The age-old density experiment (Yes, it is a pet peeve of mine) usually looks something like this.
*Teacher puts aluminum foil raft on water*
Teacher: "See children, it floats! Now look at but don't touch the supplies around you and make a hypothesis about what will float (I don't care if you already know). Then put everything in the water and tell me if you were right or wrong. That is science! We shall then move on."
Uh, no. First of all, Science is about the WHY. It's not "Will a random object float?"**, (although that is an excellent question and one I'd be happy to pursue,) but "WHY does one object float while another doesn't?". To examine this, you need to let the students investigate their environment. Let their natural curiosity take over. Curious children who are given free reign will usually follow the first couple of steps of the scientific method: make an observation and come up with an explanation. It's part of human nature. The "science" part is simply in testing whether or not your explanation is accurate.
So here's how I would run things:
Teacher: "Ok class, today we are playing with water - please make sure it stays in the tubs! Next to you on the table are a number of objects. Go ahead and put them in the water, and see which float. Then I want you to come up with a reason (a hypothesis) as to why."
*Allows kids to pursue natural curiosity until everybody has played around and come up with an idea - or someone starts getting disruptive.*
Teacher: "Ok, kids! What did you Observe?"

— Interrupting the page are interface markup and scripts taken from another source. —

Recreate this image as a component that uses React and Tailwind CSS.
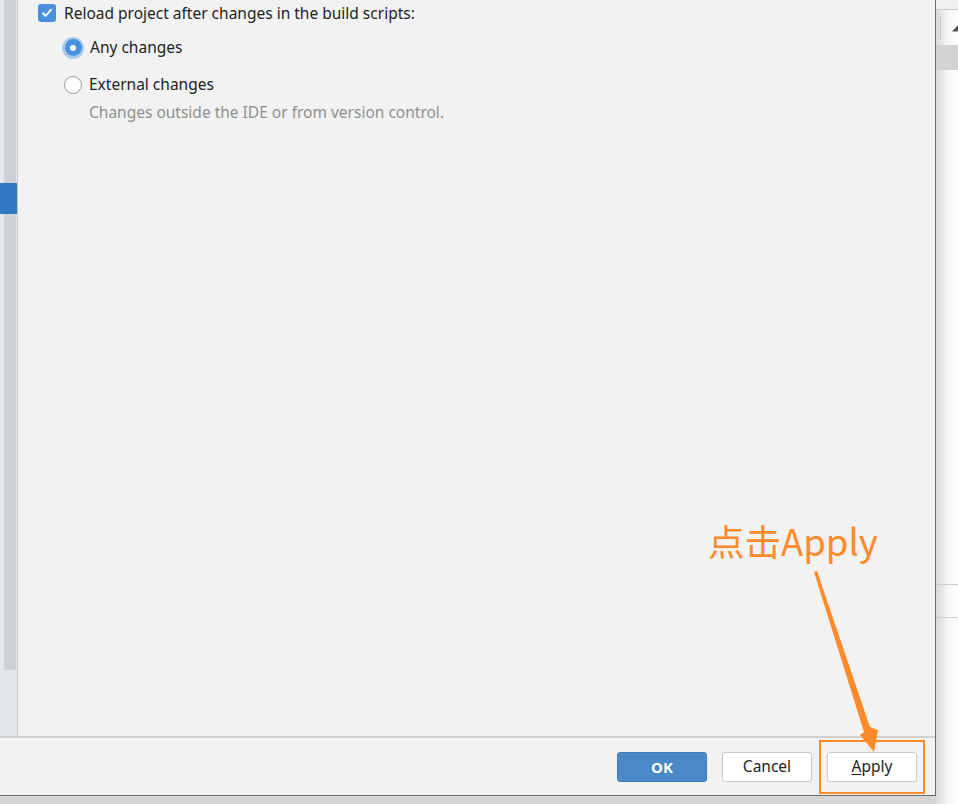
import React from "react";

const font = { fontFamily: '"Noto Sans", "Noto Sans CJK SC", sans-serif' };

function Radio({ checked, label }) {
  return (
    <label className="flex h-[37px] items-center gap-[6px]">
      {checked ? (
        <span className="flex h-[22px] w-[22px] items-center justify-center rounded-full bg-[#a9cdf2]">
          <span className="flex h-[17px] w-[17px] items-center justify-center rounded-full bg-[#4a90dd]">
            <span className="h-[6px] w-[6px] rounded-full bg-white" />
          </span>
        </span>
      ) : (
        <span className="ml-[2px] mr-[1px] h-[18px] w-[18px] rounded-full border border-[#9c9c9c] bg-white" />
      )}
      <span className="text-[15.5px] text-[#1e1e1e]">{label}</span>
    </label>
  );
}

export default function App() {
  return (
    <div className="relative flex h-[804px] w-[958px] overflow-hidden bg-[#d6d6d6]" style={font}>
      {/* dialog */}
      <div className="flex h-[796px] w-[936px] shrink-0 flex-col border-r border-b border-[#6b6b6b] bg-[#f2f2f2]">
        <div className="flex flex-1">
          {/* left tree scrollbar */}
          <div className="flex w-[17px] bg-[#e4e8ec]">
            <div className="relative ml-[4px] flex h-[670px] w-[13px] border-r border-[#e8eaee] bg-[#cdd1d5]">
              <div className="absolute left-[-4px] top-[183px] h-[31px] w-[17px] bg-[#2f78c4]" />
            </div>
          </div>
          <div className="flex-1 border-l border-[#c6c9cc] pl-[20px] pt-[2px]">
            <label className="flex items-center gap-[8px]">
              <span className="flex h-[18px] w-[18px] items-center justify-center rounded-[3px] bg-[#4a8fdc]">
                <svg width="12" height="12" viewBox="0 0 12 12">
                  <path d="M2 6.3l2.6 2.6L10 2.8" fill="none" stroke="white" strokeWidth="2" strokeLinecap="round" strokeLinejoin="round" />
                </svg>
              </span>
              <span className="text-[15.5px] leading-[22px] text-[#1e1e1e]">Reload project after changes in the build scripts:</span>
            </label>
            <div className="ml-[24px] mt-[5px] flex flex-col">
              <Radio checked label="Any changes" />
              <Radio label="External changes" />
              <p className="ml-[27px] mt-[-2px] text-[15.5px] text-[#8f8f8f]">Changes outside the IDE or from version control.</p>
            </div>
          </div>
        </div>
        {/* footer */}
        <div className="flex h-[59px] items-start justify-end gap-[15px] border-t-2 border-[#d0d0d0] pr-[18px] pt-[14px]">
          <button className="h-[30px] w-[90px] rounded-[3px] border border-[#3f7cbf] bg-[#4a88c7] text-[15px] font-bold text-white">OK</button>
          <button className="h-[30px] w-[90px] rounded-[3px] border border-[#c9c9c9] bg-white text-[15.5px] text-[#1e1e1e]">Cancel</button>
          <button className="h-[30px] w-[90px] rounded-[3px] border border-[#c9c9c9] bg-white text-[15.5px] text-[#1e1e1e]">
            <span className="underline underline-offset-2">A</span>pply
          </button>
        </div>
      </div>

      {/* window behind on the right */}
      <div className="flex flex-1 flex-col bg-gradient-to-r from-[#d9d9d9] via-[#f5f5f5] to-white">
        <div className="h-[10px] border-b border-[#cfcfcf] bg-[#efefef]" />
        <div className="flex h-[35px] items-center gap-[10px] pl-[4px]">
          <span className="h-[24px] w-px bg-[#c8c8c8]" />
          <svg width="8" height="10" viewBox="0 0 8 10">
            <path d="M8 1L1 8.5h7z" fill="#555" />
          </svg>
        </div>
        <div className="h-[25px] bg-[#d3d3d3]" />
        <div className="h-[514px]" />
        <div className="h-[34px] border-t border-b border-[#cdcdcd]" />
      </div>

      {/* annotation */}
      <div className="absolute left-[708px] top-[515px] text-[36.5px] leading-[52px] text-[#ff8a2a]" style={{ fontFamily: '"Noto Sans CJK SC", sans-serif' }}>
        点击Apply
      </div>
      <svg className="absolute left-0 top-0" width="958" height="804">
        <polygon points="814,572 817,571 870,727 878,730 874,752 860,735 864,732" fill="#ff8a2a" />
      </svg>
      <div className="absolute left-[819px] top-[740px] h-[54px] w-[106px] border-2 border-[#ff8a2a]" />
    </div>
  );
}
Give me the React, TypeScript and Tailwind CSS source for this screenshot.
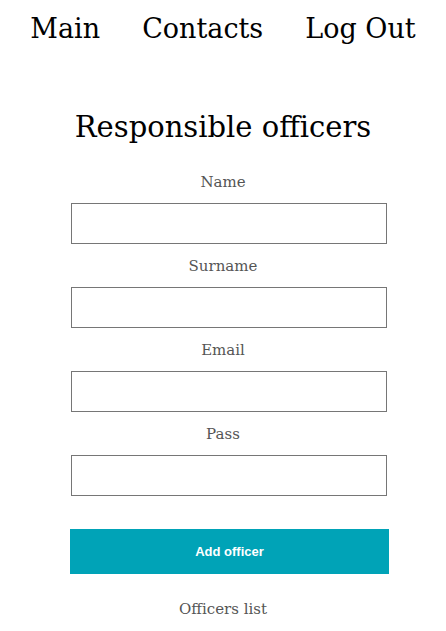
import React from "react";

const fields = ["Name", "Surname", "Email", "Pass"];

function Field({label}: {label: string}) {
  return (
    <div className="flex flex-col items-center">
      <label className="h-[42px] pt-[11px] text-[15px] leading-[20px] text-[#555]">{label}</label>
      <input
        type={label === "Pass" ? "password" : "text"}
        className="ml-[11px] h-[41px] w-[316px] border border-[#767676] bg-white px-2 outline-none"
      />
    </div>
  );
}

export default function App() {
  return (
    <div className="min-h-[631px] w-[446px] bg-white font-['DejaVu_Serif',serif] text-black">
      <nav className="flex justify-center gap-[42px] pt-[9px] text-[27px] leading-[40px] font-light">
        <a href="#">Main</a>
        <a href="#">Contacts</a>
        <a href="#">Log Out</a>
      </nav>

      <main className="flex flex-col items-center">
        <h1 className="mt-[58px] text-[29px] leading-[40px]">Responsible officers</h1>
        <form className="mt-[14px] flex flex-col items-center gap-[1px]">
          {fields.map((f) => (
            <Field key={f} label={f} />
          ))}
          <button
            type="button"
            className="ml-[13px] mt-[32px] h-[45px] w-[319px] bg-[#00a3b7] font-['Liberation_Sans',sans-serif] text-[13px] font-bold text-white"
          >
            Add officer
          </button>
        </form>
        <p className="mt-[25px] text-[15px] leading-[20px] text-[#555]">Officers list</p>
      </main>
    </div>
  );
}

*Listens to team's results*
Teacher: "Now why do you think that might be?"
*Listens to ideas*
"Ok, we've got some really good explanations here. Now, how do you think we can test them to see if they're right?"
*Guides students to set up an Experiment to test their Hypothesis (focus on "If explanation is true, what will be the result?)*
*Lets them run experiment*
Teacher: "So, class, what did you get as your results? Did they match what your explanation predicted?"
etc, etc.
My main point? So often the rushed nature of "experiments" in the classroom focuses on the method itself and how the results prove the teacher's point, never allowing the children to channel their natural curiosity or to truly use the scientific method. It tends to be more of "Here's a thing (that you might find interesting, but we don't care), B.S. a hypothesis in 30 seconds to make the teacher happy (even though the questions you do have about this haven't been answered and we won't give you time to play around with the concept), do the experiment, look at how the results prove the teacher is right, and either turn in your worksheet or attempt to write a paper when you really only have the Methods and Results sections and you don't understand what you did or why".
Science is about the why, and testing whether or not your explanation is accurate. But learning about a concept (and then "testing" it, when you know perfectly well what it "should" be) is not science, and it doesn't prepare you for research, where suddenly YOU have to figure out what your "explanation" (however tentative) is, and how to test whether or not that's the case - and what your explanation predicts, because in the world of research, there is no "prove the teacher is right" answer. You are in uncharted territory. And the way science is usually taught leaves you woefully unprepared. Not in the skills, but in the mindset.
**There is a place for this kind of question ("Will rocks on Mars be like ones on Earth? Why or why not? ex: No, because there is no liquid water on Mars. Now, let's send a Rover to go check"), but it's the kind of question that really requires prior information (ie, do you know anything about Mars or where the rocks came from?). A great example would be the mealworm experiment we designed in Ecology lab. Because my partner and I have Observed that insects move slower in the cold, and because we already know a bit about metabolism, we Hypothesize that mealworms living in the fridge will grow more slowly (ie, spend longer in each life stage) than those grown at room temperature. But if we didn't have that prior knowledge, if we didn't already know SOMETHING about the animal or the things we were testing, we couldn't have made a hypothesis without playing around with the mealworms first. Observation is first on the SM list for a reason.